Lake Stoney, Ontario Maybe it’s not even news, but once again, yet another judge and jury has found rightwing scammer James O’Keefe’s Project Veritas guilty. It’s a drumbeat that won’t stop. They paid damages to ACORN employees in California who they hurt. O’Keefe and his confederates were found guilty for their office tampering in former Louisiana Senator Mary Landrieu’s federal facility. They were ordered to pay Stanford University $150,000 in legal fees for a defamation case they filed against the university that was tossed in 2021. One of O’Keefe’s top assistants filed suit in New York against Project Veritas for its sexually oppressive and harassing work environment recently. Two folks in Florida have been charged after taking money from Project Veritas for delivering information and seeking documents by lifting a diary left in an apartment by Biden’s daughter. Their litany of legal problems goes on and on as their misdeeds continue to multiply. This recitation doesn’t even count the number of times they have muffed up and been exposed for their preposterous pretense at claiming to be journalists.
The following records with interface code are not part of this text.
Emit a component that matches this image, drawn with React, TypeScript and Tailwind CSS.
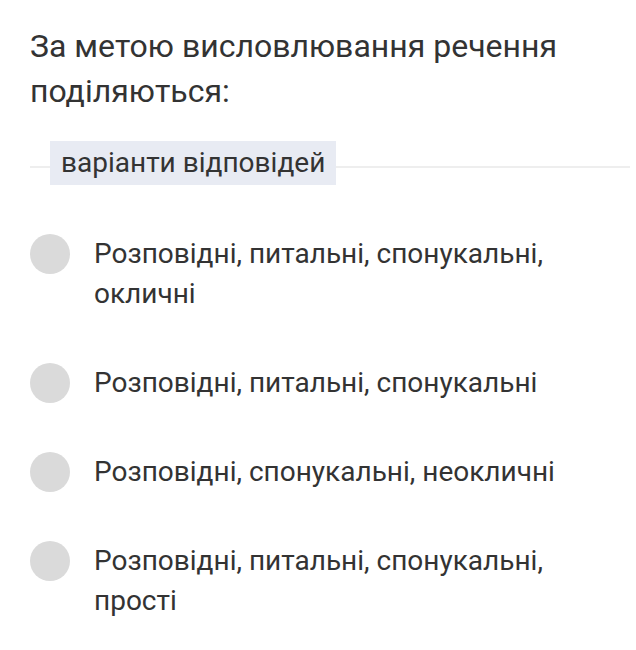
const options = [
  "Розповідні, питальні, спонукальні, окличні",
  "Розповідні, питальні, спонукальні",
  "Розповідні, спонукальні, неокличні",
  "Розповідні, питальні, спонукальні, прості",
];

export default function App() {
  return (
    <div
      className="w-[636px] h-[650px] bg-white text-[#333333] pl-[30px] pr-[6px] pt-[24px]"
      style={{ fontFamily: "Roboto, 'Noto Sans', sans-serif" }}
    >
      <div className="text-[32px] leading-[45px] pr-[20px]">
        За метою висловлювання речення поділяються:
      </div>

      <div className="relative mt-[27px] h-[44px] flex items-center">
        <div className="absolute left-0 right-0 top-[25px] h-[2px] bg-[#eeeeee]" />
        <div className="relative ml-[20px] h-[44px] px-[11px] flex items-center bg-[#e8ebf3] text-[28px]">
          варіанти відповідей
        </div>
      </div>

      <div className="mt-[49px] flex flex-col gap-[49px]">
        {options.map((o) => (
          <div key={o} className="flex items-start">
            <div className="w-[40px] h-[40px] rounded-full bg-[#dadada] shrink-0" />
            <div className="ml-[24px] text-[28px] leading-[40px] w-[480px]">{o}</div>
          </div>
        ))}
      </div>
    </div>
  );
}
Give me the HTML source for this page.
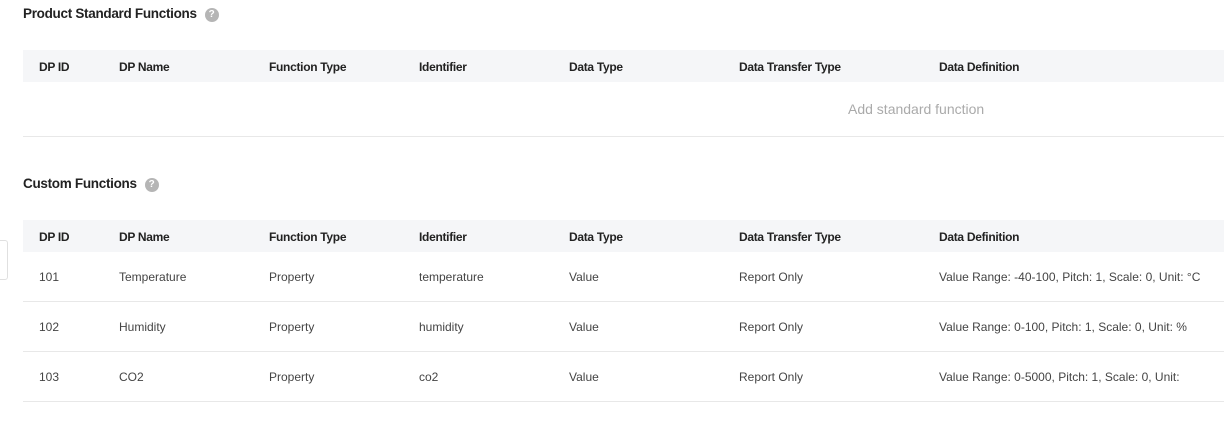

This jury decision likely didn’t go far enough, but is sweet regardless. The long and short of the most recent beat down of Project Veritas dates back to 2016 and their infiltration of Democracy Partners, a political consultancy that largely focused on running and advising Democratic campaigns, and in this case had a small role in the Clinton campaign. O’Keefe’s crew created a fake donor who claimed he wanted to help and make a real contribution of $20,000. Mr. Fake proposed an illegal voter registration that the Partners refused to entertain because, well, simply enough, they told him it was illegal. On the other hand, he introduced them to his pretend-niece who they offered a position as an unpaid intern. As a secret agent for O’Keefe’s operation, she then stole a bunch of documents and wreaked havoc on the Partners. In this long-drawn-out legal aftermath of the damage done to the reputation and business of the Democracy Partners, who claimed they lost a half-million in contracts largely because of the publicity, the judge had already rejected their fake credentials as journalists and allowed the Partners to refer to the O’Keefe outfit as a “political spying operation.” The jury awarded $120,000, which was certainly not enough, but at least justice was done. Of course, O’Keefe will appeal. That’s also part of their standard operating procedure.
I saw this setback as especially nice, because I’ve known Bob Creamer, the principal partner in Democracy Partners, since the mid-1970s. Bob was a community organizer then. We shared the fact that we both had some connection to Louisiana. He was from Shreveport. I had lived and gone to high school in New Orleans. From different directions we had both ended up as organizers. He was working in Illinois and living in Chicago and stopped by ACORN’s Little Rock office to visit several times around various holidays when he was on his way to see his family in Shreveport. Later he got caught in a peculiar case that seemed based on a trivial mistake that became politicized in the hardball Illinois politics, but to his credit came back better by just putting his shoulder to the wheel and continuing to push. He reached out for me and offered to help after ACORN and I had taken incoming in 2008 around the Obama campaign, when many of our friends and allies were running the other way. He had been there and done that, so it was especially great to see him keep fighting until he won some justice this time from O’Keefe. It’s a lifelong mistake to mess with an organizer ever, even if they are called consultants now, and, as the song goes, it’s always a mistake to mess with a Louisiana man. We don’t know any other way than to keep working – and fighting!